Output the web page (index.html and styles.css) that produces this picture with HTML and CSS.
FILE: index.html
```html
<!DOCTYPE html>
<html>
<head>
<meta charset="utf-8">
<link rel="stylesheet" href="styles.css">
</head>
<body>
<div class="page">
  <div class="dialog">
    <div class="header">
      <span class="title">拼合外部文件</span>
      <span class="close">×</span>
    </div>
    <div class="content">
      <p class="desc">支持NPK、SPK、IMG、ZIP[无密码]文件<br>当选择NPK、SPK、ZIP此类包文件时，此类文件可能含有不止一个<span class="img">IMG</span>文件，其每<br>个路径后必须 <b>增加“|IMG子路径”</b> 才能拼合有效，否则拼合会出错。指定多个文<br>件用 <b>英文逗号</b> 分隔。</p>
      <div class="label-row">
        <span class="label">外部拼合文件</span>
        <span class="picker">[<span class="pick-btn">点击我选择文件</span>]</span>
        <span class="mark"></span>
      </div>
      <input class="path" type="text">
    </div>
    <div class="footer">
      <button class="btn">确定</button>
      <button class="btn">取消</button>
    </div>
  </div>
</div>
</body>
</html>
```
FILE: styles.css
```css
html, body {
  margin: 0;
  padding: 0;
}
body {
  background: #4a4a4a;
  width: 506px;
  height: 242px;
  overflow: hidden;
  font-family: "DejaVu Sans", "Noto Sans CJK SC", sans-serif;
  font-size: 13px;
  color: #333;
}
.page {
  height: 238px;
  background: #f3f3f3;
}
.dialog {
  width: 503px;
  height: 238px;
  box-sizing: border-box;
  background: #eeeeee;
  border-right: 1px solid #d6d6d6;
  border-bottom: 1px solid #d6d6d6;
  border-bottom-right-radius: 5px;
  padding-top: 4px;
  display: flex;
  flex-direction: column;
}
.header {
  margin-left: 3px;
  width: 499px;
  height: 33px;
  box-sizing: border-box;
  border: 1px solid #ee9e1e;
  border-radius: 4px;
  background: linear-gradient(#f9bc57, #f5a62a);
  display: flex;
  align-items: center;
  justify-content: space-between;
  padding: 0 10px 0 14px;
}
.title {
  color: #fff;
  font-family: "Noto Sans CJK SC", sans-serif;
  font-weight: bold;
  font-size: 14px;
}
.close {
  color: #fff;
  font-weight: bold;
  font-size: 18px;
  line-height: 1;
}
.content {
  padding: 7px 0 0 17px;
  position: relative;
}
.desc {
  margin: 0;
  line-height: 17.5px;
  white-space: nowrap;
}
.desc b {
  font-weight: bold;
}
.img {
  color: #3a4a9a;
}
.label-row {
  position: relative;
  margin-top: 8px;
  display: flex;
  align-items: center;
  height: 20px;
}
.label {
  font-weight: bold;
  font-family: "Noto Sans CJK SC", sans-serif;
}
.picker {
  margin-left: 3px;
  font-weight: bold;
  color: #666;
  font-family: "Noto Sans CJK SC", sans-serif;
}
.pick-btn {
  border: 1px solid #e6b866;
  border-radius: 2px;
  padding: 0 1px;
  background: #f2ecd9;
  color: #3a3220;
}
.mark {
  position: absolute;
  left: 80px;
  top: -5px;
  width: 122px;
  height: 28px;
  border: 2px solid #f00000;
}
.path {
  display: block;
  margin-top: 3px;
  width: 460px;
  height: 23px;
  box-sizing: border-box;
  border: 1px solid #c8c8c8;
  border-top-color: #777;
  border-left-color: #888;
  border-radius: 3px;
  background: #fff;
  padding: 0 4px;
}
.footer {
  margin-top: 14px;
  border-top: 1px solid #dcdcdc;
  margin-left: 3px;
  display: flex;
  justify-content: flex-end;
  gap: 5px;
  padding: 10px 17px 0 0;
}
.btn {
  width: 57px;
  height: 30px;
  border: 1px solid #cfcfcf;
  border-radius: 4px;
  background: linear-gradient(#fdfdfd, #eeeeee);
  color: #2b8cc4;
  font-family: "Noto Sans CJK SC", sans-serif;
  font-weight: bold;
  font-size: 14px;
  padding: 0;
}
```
____
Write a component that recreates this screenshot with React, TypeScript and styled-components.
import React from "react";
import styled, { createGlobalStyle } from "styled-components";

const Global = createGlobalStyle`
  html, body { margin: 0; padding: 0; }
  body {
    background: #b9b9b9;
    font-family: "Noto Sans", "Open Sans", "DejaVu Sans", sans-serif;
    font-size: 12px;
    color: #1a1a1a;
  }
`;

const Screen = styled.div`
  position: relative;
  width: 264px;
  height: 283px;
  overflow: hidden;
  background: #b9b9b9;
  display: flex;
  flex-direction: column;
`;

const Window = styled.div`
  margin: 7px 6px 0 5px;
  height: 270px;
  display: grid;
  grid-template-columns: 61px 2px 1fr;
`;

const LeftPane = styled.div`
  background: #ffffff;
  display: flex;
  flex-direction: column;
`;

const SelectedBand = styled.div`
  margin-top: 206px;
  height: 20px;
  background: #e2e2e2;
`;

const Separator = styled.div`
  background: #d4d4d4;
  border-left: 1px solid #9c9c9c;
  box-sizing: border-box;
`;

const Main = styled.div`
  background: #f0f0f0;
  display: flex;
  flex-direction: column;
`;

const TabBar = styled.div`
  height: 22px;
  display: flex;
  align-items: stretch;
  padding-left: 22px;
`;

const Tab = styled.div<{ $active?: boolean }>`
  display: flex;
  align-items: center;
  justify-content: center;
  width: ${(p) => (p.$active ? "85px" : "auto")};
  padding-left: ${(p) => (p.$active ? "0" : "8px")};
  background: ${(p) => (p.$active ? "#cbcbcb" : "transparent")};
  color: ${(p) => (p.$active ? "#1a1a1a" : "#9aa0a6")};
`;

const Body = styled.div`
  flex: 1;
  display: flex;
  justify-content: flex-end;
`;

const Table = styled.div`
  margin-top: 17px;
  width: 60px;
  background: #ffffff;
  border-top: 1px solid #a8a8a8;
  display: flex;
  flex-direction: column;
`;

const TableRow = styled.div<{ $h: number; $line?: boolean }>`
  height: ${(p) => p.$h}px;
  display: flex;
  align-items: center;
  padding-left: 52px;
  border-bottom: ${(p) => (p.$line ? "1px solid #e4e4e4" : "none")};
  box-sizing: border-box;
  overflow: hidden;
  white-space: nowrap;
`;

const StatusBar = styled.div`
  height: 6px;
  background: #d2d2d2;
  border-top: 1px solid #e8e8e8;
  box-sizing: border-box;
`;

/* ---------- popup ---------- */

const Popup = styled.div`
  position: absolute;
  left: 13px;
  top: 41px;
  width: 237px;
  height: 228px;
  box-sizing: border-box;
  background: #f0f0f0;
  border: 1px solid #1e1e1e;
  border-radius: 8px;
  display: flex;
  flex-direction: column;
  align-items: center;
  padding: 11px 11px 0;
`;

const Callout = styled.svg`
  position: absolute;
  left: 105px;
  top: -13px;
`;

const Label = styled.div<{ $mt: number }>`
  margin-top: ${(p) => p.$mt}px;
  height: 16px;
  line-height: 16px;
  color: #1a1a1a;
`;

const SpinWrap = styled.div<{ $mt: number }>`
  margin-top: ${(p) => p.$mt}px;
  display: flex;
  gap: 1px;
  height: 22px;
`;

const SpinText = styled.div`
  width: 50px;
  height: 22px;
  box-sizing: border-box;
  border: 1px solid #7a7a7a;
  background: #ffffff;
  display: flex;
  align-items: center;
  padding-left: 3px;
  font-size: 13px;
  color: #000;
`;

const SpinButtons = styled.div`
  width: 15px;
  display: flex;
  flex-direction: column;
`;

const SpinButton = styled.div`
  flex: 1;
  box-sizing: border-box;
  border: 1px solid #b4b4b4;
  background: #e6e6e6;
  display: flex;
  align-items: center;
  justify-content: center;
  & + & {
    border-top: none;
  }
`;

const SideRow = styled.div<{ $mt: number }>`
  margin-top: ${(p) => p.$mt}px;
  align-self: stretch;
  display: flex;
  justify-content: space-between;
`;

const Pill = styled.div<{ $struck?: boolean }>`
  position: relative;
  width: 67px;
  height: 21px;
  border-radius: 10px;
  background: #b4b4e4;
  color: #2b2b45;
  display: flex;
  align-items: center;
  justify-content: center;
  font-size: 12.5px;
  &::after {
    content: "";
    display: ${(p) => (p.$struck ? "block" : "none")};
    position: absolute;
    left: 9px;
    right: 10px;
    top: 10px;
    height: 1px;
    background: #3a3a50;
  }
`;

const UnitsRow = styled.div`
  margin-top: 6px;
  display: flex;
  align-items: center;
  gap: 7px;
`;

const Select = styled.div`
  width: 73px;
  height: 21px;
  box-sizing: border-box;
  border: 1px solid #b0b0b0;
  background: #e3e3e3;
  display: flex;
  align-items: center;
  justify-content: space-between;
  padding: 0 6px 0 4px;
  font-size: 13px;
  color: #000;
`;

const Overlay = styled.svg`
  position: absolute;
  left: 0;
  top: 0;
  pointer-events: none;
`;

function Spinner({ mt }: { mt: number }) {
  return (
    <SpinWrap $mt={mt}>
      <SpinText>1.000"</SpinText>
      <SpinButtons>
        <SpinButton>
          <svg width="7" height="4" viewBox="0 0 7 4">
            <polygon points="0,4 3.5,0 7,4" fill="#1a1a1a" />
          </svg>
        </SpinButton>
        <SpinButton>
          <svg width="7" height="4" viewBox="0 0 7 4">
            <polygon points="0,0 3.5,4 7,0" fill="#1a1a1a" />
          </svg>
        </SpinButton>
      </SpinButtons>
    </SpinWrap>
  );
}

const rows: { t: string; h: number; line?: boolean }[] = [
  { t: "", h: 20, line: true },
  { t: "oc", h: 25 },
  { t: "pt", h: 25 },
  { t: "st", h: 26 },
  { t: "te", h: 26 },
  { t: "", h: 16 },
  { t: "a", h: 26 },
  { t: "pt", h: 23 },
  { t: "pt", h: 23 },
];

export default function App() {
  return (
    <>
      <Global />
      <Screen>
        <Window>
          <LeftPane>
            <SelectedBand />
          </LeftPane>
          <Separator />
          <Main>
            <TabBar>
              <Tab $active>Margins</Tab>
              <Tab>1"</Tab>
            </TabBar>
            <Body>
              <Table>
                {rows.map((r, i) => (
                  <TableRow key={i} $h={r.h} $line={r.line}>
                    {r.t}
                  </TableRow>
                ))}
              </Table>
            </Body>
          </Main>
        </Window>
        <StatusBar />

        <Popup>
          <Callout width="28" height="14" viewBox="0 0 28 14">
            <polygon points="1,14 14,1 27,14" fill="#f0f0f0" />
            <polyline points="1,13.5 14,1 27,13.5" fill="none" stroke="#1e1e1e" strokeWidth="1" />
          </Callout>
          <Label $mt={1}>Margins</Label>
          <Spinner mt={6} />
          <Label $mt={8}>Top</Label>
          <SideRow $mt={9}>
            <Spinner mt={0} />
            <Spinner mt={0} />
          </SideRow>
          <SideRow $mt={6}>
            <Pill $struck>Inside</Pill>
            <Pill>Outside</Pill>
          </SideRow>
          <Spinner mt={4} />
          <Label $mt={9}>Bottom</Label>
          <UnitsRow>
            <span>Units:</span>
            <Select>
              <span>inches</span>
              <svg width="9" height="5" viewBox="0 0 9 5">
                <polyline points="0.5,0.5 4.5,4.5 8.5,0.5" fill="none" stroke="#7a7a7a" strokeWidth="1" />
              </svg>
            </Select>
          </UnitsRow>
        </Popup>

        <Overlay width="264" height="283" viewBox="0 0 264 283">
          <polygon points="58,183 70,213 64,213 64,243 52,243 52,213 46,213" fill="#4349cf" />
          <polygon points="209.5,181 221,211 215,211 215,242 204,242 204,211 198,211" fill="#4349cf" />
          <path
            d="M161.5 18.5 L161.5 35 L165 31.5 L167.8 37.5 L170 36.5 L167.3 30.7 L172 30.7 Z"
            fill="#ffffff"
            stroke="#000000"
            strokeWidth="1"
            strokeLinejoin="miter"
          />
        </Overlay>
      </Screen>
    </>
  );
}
____
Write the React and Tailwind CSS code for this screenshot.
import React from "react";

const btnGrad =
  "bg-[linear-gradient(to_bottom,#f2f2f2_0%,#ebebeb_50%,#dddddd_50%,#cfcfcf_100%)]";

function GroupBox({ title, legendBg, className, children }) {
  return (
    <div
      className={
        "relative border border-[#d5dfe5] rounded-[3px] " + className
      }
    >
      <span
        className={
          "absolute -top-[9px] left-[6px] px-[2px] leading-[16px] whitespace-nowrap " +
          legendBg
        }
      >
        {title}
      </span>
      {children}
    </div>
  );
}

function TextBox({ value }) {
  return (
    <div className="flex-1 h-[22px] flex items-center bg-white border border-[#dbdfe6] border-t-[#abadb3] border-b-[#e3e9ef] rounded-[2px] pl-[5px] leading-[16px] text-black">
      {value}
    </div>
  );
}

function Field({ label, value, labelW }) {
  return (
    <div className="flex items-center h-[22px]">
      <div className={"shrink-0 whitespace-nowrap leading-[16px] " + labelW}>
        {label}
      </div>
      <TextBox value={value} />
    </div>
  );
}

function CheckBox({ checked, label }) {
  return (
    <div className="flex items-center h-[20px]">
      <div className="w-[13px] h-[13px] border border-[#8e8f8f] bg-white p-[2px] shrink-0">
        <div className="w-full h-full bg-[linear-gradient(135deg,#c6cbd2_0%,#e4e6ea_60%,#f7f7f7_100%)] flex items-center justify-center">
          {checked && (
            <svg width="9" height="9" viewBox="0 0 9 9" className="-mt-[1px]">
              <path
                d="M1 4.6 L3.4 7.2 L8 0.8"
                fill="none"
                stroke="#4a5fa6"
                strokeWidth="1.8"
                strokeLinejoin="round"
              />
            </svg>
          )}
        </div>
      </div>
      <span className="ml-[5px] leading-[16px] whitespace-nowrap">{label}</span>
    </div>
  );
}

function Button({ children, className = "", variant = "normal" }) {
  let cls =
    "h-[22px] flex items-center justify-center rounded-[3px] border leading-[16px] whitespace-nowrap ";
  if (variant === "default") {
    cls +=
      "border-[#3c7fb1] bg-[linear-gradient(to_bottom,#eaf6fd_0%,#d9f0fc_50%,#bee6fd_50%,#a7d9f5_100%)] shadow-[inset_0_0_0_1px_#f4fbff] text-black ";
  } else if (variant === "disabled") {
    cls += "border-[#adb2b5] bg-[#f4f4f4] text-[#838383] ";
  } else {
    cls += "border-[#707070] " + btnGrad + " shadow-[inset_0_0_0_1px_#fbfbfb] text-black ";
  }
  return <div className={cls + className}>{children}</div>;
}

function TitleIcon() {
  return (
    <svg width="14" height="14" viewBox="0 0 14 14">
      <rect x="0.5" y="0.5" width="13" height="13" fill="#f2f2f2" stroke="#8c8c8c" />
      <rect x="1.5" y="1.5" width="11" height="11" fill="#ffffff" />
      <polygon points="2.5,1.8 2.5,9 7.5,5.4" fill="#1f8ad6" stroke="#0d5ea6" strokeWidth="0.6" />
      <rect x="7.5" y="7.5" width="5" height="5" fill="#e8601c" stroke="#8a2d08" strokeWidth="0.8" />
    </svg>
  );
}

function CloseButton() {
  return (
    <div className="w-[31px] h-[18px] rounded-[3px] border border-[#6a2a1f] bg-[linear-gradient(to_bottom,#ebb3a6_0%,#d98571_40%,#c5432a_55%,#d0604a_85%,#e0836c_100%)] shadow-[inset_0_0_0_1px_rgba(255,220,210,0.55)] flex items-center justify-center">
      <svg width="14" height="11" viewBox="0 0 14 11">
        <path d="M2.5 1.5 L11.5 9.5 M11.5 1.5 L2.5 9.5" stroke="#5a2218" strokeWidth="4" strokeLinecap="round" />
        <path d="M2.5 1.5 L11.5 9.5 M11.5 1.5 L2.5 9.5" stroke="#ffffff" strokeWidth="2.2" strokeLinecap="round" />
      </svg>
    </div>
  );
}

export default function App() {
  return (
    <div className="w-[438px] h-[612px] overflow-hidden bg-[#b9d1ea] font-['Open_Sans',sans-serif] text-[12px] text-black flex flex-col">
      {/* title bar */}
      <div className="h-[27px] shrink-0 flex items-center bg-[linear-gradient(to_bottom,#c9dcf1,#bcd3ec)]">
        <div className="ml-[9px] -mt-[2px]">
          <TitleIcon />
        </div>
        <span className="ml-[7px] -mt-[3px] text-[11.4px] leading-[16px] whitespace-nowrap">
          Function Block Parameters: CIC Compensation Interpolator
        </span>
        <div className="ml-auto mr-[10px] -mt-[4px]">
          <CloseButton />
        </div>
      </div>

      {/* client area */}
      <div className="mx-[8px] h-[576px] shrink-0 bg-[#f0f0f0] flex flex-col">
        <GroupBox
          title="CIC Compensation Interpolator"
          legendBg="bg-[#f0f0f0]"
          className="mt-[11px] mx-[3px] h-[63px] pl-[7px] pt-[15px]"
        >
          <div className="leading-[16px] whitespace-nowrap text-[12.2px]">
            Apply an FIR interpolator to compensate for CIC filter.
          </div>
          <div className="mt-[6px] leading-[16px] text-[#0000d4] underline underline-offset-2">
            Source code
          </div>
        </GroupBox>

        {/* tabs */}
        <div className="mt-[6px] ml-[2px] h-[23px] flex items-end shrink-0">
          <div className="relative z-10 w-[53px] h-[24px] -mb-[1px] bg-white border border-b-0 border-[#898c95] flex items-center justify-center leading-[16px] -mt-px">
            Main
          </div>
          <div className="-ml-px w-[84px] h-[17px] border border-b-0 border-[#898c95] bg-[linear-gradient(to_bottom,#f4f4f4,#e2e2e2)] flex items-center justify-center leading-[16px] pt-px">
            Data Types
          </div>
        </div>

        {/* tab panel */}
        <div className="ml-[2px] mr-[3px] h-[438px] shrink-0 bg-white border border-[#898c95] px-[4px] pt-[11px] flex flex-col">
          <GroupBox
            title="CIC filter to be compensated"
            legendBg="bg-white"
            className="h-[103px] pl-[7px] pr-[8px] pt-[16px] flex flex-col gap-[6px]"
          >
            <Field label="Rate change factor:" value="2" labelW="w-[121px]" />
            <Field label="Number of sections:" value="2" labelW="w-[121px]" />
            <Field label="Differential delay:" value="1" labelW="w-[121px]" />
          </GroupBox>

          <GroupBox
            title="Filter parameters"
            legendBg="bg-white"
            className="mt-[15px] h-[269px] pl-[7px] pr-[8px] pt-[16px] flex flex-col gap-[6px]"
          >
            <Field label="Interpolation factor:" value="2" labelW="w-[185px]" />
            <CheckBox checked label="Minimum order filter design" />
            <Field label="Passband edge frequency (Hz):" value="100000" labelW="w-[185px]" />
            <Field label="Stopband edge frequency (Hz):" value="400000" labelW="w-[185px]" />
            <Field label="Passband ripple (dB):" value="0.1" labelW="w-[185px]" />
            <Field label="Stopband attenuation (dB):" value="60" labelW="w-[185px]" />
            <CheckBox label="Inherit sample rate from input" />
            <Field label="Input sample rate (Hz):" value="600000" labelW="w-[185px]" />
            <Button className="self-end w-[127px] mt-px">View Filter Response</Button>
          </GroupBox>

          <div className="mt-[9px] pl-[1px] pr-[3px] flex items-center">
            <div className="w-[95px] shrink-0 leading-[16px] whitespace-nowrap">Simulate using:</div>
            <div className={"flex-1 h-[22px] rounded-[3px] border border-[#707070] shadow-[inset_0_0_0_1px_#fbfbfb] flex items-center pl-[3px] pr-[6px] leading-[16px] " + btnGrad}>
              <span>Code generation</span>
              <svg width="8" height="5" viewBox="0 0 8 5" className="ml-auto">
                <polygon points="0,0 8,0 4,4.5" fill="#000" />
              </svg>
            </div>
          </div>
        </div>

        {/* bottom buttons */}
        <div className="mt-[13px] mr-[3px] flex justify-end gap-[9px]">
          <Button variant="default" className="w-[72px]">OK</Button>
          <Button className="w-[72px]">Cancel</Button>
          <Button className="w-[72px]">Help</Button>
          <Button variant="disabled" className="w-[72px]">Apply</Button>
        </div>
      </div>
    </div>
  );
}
____
→ **Task statement**:
Select the lines in this material that hold the word "React", leaving none out.

→ **Exercise response**:
Write a component that recreates this screenshot with React, TypeScript and styled-components.
import React from "react";
Write the React and Tailwind CSS code for this screenshot.
import React from "react";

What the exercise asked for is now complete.